→ **Written instruction**
Among the entries, which lines carry the string "this"? Copy each of them.

→ **Given data**
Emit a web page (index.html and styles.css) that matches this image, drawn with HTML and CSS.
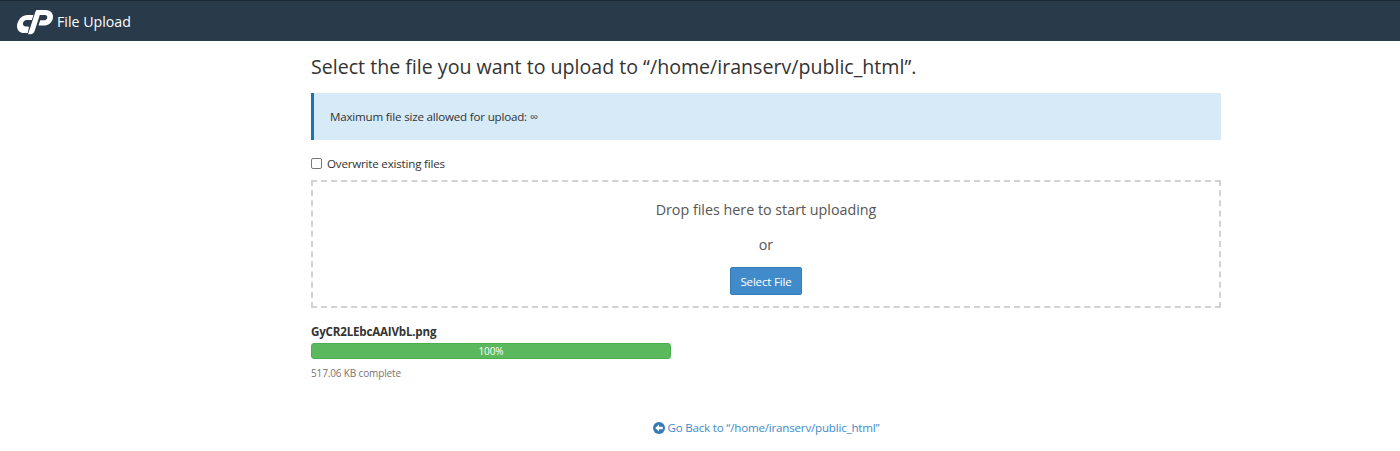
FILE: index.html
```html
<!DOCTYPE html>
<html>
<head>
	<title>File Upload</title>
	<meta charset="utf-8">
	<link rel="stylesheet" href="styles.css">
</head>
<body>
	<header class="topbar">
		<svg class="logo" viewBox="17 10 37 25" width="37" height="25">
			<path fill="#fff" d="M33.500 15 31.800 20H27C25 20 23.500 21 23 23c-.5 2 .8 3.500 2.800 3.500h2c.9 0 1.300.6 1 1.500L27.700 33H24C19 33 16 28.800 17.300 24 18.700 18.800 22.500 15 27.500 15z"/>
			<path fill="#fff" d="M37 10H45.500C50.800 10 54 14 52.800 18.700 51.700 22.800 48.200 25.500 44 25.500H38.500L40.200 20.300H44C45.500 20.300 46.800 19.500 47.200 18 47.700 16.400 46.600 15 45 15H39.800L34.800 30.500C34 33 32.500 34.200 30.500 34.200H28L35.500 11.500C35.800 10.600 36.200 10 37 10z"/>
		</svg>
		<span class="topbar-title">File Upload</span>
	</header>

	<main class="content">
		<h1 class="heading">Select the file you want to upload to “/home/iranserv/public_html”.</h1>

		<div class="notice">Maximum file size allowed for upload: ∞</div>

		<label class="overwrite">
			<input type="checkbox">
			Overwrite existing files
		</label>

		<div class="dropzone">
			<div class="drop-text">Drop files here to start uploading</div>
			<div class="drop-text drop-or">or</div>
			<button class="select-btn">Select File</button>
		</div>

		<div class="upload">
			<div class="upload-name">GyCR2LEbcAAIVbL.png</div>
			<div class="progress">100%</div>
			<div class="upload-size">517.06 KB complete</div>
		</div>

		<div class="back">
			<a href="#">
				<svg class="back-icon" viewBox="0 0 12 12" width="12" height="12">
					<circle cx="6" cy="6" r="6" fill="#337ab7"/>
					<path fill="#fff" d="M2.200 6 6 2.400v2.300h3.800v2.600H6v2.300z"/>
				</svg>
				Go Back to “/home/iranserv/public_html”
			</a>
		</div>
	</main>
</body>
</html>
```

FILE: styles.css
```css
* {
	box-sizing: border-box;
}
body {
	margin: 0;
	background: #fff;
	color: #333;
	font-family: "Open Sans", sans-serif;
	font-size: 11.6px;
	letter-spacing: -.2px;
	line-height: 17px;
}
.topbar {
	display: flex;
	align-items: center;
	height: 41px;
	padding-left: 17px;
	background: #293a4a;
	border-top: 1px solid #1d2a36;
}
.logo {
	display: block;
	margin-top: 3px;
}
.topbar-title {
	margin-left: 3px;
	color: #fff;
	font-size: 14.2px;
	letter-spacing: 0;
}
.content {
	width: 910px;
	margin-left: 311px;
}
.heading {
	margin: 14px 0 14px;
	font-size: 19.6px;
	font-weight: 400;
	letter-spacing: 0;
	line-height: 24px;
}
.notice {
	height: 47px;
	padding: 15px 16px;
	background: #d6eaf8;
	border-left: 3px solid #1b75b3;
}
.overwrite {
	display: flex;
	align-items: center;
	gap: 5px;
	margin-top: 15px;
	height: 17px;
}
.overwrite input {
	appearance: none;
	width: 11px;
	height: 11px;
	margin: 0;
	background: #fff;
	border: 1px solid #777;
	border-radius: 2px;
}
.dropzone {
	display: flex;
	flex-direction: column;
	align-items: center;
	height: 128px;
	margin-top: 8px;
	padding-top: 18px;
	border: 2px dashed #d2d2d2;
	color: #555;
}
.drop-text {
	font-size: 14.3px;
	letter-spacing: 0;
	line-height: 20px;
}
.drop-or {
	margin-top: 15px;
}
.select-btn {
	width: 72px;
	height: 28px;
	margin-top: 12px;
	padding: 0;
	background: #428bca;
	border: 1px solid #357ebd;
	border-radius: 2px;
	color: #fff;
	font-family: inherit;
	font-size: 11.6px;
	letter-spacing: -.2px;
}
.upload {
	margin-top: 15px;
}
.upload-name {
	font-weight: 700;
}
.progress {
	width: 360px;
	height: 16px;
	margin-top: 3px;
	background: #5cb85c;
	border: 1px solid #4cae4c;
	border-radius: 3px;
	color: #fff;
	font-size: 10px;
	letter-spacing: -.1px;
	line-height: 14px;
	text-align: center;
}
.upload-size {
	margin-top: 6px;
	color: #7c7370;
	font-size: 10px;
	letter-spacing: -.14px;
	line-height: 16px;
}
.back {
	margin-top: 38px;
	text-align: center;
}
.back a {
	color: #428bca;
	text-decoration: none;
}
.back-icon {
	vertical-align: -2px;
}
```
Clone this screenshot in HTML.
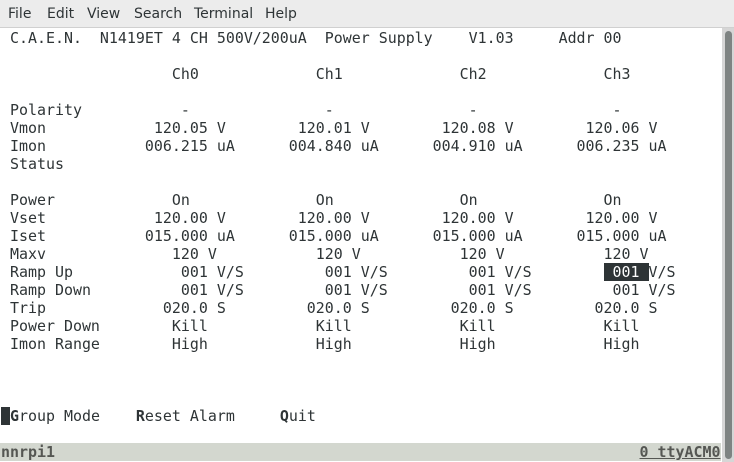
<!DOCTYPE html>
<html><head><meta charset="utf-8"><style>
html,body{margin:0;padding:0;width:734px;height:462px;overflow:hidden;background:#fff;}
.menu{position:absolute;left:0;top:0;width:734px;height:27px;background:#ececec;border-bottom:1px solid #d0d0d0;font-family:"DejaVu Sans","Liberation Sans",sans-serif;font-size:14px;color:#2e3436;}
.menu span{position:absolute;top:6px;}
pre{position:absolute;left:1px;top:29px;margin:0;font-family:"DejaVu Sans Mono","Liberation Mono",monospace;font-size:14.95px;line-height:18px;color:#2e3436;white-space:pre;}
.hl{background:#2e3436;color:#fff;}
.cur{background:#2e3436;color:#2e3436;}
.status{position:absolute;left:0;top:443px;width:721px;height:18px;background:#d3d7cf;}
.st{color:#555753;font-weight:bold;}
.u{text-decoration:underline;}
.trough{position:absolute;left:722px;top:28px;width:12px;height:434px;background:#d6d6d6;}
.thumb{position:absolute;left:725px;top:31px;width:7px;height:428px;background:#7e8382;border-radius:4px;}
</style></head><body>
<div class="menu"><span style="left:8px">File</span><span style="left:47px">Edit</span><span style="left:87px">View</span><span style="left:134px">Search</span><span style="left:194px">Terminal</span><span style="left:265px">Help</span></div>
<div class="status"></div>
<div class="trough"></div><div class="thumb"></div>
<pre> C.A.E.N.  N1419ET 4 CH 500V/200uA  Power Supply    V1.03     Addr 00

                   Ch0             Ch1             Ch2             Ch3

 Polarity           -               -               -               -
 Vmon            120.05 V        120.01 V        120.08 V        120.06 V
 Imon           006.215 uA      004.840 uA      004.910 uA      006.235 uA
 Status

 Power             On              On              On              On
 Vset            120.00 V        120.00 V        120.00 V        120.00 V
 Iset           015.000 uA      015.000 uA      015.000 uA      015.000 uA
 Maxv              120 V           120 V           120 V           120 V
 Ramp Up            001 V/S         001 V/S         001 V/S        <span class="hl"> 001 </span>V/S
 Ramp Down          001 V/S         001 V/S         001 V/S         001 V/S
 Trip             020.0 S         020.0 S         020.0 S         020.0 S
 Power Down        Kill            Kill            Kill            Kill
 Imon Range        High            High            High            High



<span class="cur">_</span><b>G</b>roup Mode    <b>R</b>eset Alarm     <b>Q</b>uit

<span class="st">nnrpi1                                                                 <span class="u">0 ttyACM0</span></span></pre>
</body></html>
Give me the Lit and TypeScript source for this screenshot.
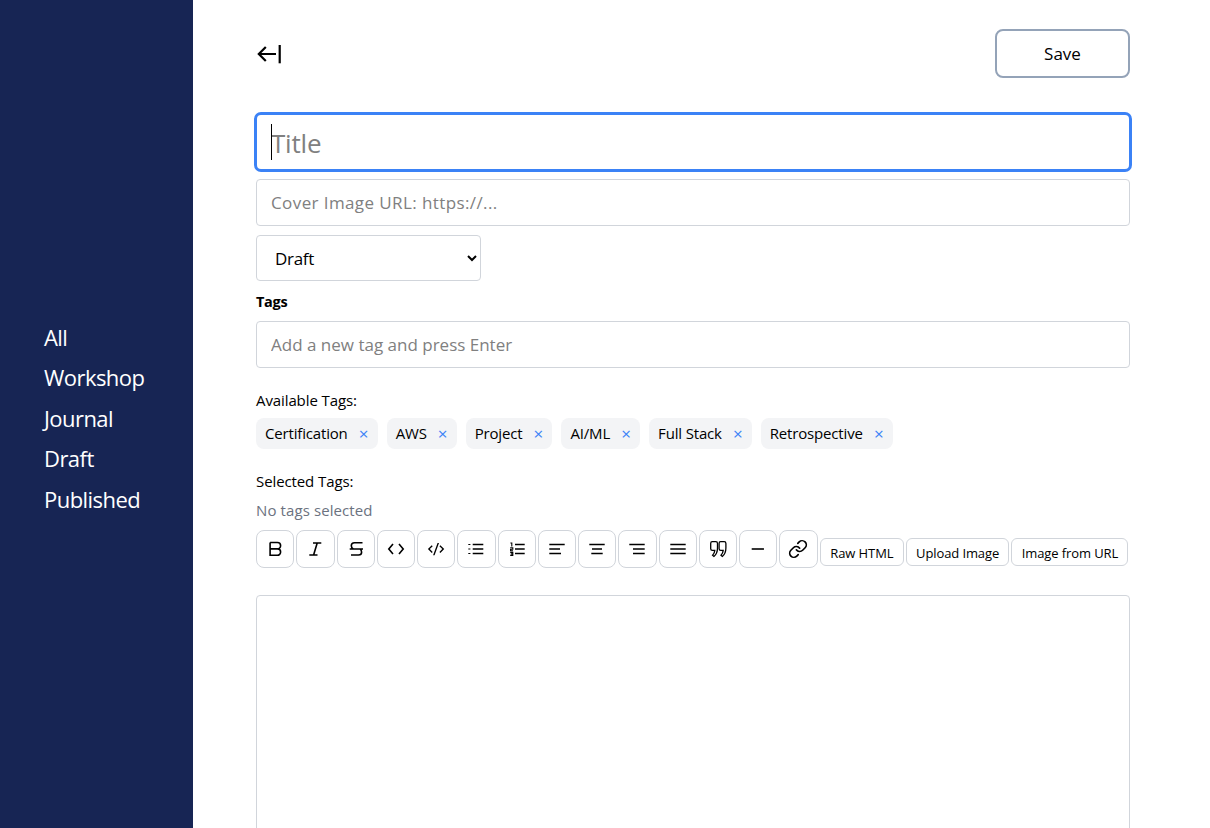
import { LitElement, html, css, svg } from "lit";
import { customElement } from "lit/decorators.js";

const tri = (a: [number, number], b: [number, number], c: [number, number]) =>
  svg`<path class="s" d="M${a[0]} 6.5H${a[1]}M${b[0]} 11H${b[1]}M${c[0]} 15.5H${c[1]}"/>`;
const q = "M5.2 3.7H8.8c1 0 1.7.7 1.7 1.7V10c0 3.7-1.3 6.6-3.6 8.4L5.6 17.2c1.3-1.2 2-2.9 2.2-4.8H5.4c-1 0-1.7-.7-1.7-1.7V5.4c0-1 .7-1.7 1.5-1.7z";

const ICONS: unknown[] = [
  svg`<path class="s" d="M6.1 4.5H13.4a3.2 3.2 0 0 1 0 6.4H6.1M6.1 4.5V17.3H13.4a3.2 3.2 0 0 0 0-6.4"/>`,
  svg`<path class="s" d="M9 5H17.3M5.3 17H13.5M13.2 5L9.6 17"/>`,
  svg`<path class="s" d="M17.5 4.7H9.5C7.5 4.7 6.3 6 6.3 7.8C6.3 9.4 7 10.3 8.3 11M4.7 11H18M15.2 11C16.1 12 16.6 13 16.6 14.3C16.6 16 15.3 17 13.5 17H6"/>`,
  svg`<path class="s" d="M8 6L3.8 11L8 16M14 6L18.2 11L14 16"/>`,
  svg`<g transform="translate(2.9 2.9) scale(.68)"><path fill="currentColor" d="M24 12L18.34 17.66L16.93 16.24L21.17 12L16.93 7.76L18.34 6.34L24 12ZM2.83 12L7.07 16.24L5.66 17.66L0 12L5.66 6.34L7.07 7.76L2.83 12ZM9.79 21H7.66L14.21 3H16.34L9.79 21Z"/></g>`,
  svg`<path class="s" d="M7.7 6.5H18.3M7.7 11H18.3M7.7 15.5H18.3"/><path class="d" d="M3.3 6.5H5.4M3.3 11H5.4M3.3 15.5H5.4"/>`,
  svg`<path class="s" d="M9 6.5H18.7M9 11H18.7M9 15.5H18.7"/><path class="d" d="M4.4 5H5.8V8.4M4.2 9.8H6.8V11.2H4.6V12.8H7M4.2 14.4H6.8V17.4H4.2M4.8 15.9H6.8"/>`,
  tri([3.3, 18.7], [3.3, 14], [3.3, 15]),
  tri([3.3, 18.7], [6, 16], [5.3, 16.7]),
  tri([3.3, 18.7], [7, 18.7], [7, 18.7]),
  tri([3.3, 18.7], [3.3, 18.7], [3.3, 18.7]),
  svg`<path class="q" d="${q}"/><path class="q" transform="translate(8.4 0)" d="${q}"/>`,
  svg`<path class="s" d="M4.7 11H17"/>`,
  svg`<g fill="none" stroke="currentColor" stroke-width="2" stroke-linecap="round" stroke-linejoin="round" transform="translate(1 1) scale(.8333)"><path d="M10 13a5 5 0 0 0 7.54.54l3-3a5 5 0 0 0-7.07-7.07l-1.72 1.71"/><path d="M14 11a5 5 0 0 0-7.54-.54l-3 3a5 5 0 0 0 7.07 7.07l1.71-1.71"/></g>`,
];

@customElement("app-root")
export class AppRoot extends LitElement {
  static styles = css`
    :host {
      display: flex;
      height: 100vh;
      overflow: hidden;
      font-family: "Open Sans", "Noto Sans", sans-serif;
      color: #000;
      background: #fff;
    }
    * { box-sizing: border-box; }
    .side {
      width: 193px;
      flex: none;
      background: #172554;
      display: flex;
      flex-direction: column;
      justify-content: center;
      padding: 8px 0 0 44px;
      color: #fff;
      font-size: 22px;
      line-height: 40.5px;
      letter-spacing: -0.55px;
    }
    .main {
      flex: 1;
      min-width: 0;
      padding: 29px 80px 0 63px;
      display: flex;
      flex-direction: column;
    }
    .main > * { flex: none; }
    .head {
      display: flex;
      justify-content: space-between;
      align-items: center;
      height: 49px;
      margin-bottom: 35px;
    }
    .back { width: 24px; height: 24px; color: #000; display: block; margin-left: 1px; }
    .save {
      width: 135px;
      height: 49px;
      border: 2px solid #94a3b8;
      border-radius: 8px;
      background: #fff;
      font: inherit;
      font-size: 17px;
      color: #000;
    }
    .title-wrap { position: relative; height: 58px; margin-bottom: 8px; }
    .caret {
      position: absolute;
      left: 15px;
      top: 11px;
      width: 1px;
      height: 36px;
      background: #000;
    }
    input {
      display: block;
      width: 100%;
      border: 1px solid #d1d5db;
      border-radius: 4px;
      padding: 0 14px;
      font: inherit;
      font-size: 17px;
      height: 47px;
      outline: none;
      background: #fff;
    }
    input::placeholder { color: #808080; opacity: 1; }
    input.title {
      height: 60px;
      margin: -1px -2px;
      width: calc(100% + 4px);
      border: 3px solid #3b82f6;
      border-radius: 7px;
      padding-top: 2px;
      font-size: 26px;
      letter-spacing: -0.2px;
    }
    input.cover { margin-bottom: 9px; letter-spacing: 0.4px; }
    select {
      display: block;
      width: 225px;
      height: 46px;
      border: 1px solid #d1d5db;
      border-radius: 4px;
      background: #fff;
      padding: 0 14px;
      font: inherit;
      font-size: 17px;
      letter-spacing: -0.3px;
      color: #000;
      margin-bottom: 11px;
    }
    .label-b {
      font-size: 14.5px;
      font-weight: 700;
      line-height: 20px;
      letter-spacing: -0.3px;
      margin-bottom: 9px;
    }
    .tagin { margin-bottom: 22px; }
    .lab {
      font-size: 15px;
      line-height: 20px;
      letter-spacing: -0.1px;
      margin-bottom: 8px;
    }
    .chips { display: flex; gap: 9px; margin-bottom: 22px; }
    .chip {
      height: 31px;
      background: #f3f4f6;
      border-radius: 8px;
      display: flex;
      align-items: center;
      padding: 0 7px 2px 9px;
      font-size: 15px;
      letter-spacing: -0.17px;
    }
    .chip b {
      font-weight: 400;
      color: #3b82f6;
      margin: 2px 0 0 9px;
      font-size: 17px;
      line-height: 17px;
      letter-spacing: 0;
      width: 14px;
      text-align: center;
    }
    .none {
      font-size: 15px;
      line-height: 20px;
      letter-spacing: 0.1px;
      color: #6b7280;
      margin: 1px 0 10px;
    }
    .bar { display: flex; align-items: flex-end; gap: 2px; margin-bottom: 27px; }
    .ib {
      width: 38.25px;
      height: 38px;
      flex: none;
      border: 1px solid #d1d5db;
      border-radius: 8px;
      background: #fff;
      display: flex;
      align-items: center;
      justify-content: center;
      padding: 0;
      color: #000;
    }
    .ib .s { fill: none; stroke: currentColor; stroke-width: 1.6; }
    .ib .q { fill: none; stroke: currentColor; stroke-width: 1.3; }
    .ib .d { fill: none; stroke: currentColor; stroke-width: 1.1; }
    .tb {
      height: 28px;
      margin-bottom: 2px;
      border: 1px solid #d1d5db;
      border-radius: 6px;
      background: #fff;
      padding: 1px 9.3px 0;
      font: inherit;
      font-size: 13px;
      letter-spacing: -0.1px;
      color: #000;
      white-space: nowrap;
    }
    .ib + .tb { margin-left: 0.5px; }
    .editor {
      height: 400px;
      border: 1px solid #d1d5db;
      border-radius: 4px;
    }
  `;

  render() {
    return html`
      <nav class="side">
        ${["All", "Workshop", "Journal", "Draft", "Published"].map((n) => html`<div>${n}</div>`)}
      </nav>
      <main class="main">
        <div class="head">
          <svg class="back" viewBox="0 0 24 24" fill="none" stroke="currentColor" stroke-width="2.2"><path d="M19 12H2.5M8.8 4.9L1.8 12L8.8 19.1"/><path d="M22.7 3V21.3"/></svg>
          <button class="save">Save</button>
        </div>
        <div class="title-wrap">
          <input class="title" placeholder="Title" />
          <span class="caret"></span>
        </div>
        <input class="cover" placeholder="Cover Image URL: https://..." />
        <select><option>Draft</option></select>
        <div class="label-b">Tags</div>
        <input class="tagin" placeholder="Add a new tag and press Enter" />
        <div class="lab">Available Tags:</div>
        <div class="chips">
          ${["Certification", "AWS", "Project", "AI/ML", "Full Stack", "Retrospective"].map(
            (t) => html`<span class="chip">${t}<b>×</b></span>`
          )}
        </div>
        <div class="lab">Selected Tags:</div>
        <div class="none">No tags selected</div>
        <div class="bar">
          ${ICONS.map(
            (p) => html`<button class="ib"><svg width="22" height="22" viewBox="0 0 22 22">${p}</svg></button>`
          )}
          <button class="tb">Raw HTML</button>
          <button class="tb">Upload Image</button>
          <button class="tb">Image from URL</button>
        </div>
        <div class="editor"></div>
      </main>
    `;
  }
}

→ **Answer in full**
Emit a web page (index.html and styles.css) that matches this image, drawn with HTML and CSS.
Clone this screenshot in HTML.
Give me the Lit and TypeScript source for this screenshot.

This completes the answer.